_Material_

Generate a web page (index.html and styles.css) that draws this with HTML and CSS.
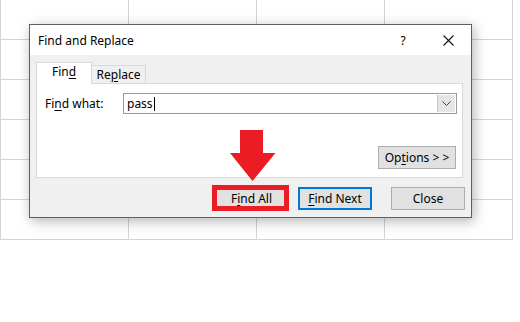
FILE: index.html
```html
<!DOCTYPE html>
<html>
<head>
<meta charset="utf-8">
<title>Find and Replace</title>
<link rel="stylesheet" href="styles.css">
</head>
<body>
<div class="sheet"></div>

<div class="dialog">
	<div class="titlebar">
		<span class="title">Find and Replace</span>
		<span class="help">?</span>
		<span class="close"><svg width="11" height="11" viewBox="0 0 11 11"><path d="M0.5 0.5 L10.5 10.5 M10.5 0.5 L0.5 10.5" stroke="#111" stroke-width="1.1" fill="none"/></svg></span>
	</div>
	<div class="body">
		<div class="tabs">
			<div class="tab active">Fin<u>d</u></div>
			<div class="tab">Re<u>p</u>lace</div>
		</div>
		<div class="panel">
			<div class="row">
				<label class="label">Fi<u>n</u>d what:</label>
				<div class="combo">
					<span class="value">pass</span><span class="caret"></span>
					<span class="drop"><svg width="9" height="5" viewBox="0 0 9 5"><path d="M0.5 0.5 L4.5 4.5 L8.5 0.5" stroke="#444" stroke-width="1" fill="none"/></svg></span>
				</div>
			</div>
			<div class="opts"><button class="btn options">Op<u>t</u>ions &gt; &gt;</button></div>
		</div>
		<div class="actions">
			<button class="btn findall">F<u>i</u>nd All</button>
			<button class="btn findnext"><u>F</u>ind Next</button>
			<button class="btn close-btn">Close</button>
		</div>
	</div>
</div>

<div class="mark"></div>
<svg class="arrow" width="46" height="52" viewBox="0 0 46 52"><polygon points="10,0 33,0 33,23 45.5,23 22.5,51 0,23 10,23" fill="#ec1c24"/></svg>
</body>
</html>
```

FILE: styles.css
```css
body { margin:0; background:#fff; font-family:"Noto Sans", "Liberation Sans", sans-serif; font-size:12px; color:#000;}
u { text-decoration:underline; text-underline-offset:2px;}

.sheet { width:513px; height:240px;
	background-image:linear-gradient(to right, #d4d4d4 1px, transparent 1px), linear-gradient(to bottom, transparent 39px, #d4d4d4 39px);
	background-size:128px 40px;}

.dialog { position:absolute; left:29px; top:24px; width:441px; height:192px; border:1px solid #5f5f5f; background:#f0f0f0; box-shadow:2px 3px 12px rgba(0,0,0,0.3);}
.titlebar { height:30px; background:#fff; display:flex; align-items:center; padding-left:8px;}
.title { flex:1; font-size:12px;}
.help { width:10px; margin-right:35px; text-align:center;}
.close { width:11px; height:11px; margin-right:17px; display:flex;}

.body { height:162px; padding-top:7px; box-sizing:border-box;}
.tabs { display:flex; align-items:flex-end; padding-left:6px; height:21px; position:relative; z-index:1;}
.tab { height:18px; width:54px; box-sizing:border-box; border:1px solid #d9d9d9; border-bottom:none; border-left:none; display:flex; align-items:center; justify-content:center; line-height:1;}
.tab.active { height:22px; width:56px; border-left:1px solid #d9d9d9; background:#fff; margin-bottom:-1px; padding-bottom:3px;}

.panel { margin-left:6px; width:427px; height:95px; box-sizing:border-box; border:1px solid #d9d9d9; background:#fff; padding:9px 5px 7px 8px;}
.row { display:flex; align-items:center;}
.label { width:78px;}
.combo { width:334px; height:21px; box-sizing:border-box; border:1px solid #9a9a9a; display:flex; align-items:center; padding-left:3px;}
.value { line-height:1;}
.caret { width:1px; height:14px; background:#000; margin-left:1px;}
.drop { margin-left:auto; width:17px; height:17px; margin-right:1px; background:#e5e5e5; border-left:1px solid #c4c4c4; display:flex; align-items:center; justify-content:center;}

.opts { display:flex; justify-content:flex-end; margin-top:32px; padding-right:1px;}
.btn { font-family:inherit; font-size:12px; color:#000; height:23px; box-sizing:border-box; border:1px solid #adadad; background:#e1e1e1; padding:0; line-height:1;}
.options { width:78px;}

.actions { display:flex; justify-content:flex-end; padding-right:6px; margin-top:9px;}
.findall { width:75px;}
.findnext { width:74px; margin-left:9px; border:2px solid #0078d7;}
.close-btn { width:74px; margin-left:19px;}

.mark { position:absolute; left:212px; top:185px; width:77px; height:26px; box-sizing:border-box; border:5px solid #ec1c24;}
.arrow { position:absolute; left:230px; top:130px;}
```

_Brief_
Go through the listing above and write it out again exactly, dropping the pictures.

_The reply_
Generate a web page (index.html and styles.css) that draws this with HTML and CSS.
FILE: index.html
```html
<!DOCTYPE html>
<html>
<head>
<meta charset="utf-8">
<title>Find and Replace</title>
<link rel="stylesheet" href="styles.css">
</head>
<body>
<div class="sheet"></div>

<div class="dialog">
	<div class="titlebar">
		<span class="title">Find and Replace</span>
		<span class="help">?</span>
		<span class="close"><svg width="11" height="11" viewBox="0 0 11 11"><path d="M0.5 0.5 L10.5 10.5 M10.5 0.5 L0.5 10.5" stroke="#111" stroke-width="1.1" fill="none"/></svg></span>
	</div>
	<div class="body">
		<div class="tabs">
			<div class="tab active">Fin<u>d</u></div>
			<div class="tab">Re<u>p</u>lace</div>
		</div>
		<div class="panel">
			<div class="row">
				<label class="label">Fi<u>n</u>d what:</label>
				<div class="combo">
					<span class="value">pass</span><span class="caret"></span>
					<span class="drop"><svg width="9" height="5" viewBox="0 0 9 5"><path d="M0.5 0.5 L4.5 4.5 L8.5 0.5" stroke="#444" stroke-width="1" fill="none"/></svg></span>
				</div>
			</div>
			<div class="opts"><button class="btn options">Op<u>t</u>ions &gt; &gt;</button></div>
		</div>
		<div class="actions">
			<button class="btn findall">F<u>i</u>nd All</button>
			<button class="btn findnext"><u>F</u>ind Next</button>
			<button class="btn close-btn">Close</button>
		</div>
	</div>
</div>

<div class="mark"></div>
<svg class="arrow" width="46" height="52" viewBox="0 0 46 52"><polygon points="10,0 33,0 33,23 45.5,23 22.5,51 0,23 10,23" fill="#ec1c24"/></svg>
</body>
</html>
```

FILE: styles.css
```css
body { margin:0; background:#fff; font-family:"Noto Sans", "Liberation Sans", sans-serif; font-size:12px; color:#000;}
u { text-decoration:underline; text-underline-offset:2px;}

.sheet { width:513px; height:240px;
	background-image:linear-gradient(to right, #d4d4d4 1px, transparent 1px), linear-gradient(to bottom, transparent 39px, #d4d4d4 39px);
	background-size:128px 40px;}

.dialog { position:absolute; left:29px; top:24px; width:441px; height:192px; border:1px solid #5f5f5f; background:#f0f0f0; box-shadow:2px 3px 12px rgba(0,0,0,0.3);}
.titlebar { height:30px; background:#fff; display:flex; align-items:center; padding-left:8px;}
.title { flex:1; font-size:12px;}
.help { width:10px; margin-right:35px; text-align:center;}
.close { width:11px; height:11px; margin-right:17px; display:flex;}

.body { height:162px; padding-top:7px; box-sizing:border-box;}
.tabs { display:flex; align-items:flex-end; padding-left:6px; height:21px; position:relative; z-index:1;}
.tab { height:18px; width:54px; box-sizing:border-box; border:1px solid #d9d9d9; border-bottom:none; border-left:none; display:flex; align-items:center; justify-content:center; line-height:1;}
.tab.active { height:22px; width:56px; border-left:1px solid #d9d9d9; background:#fff; margin-bottom:-1px; padding-bottom:3px;}

.panel { margin-left:6px; width:427px; height:95px; box-sizing:border-box; border:1px solid #d9d9d9; background:#fff; padding:9px 5px 7px 8px;}
.row { display:flex; align-items:center;}
.label { width:78px;}
.combo { width:334px; height:21px; box-sizing:border-box; border:1px solid #9a9a9a; display:flex; align-items:center; padding-left:3px;}
.value { line-height:1;}
.caret { width:1px; height:14px; background:#000; margin-left:1px;}
.drop { margin-left:auto; width:17px; height:17px; margin-right:1px; background:#e5e5e5; border-left:1px solid #c4c4c4; display:flex; align-items:center; justify-content:center;}

.opts { display:flex; justify-content:flex-end; margin-top:32px; padding-right:1px;}
.btn { font-family:inherit; font-size:12px; color:#000; height:23px; box-sizing:border-box; border:1px solid #adadad; background:#e1e1e1; padding:0; line-height:1;}
.options { width:78px;}

.actions { display:flex; justify-content:flex-end; padding-right:6px; margin-top:9px;}
.findall { width:75px;}
.findnext { width:74px; margin-left:9px; border:2px solid #0078d7;}
.close-btn { width:74px; margin-left:19px;}

.mark { position:absolute; left:212px; top:185px; width:77px; height:26px; box-sizing:border-box; border:5px solid #ec1c24;}
.arrow { position:absolute; left:230px; top:130px;}
```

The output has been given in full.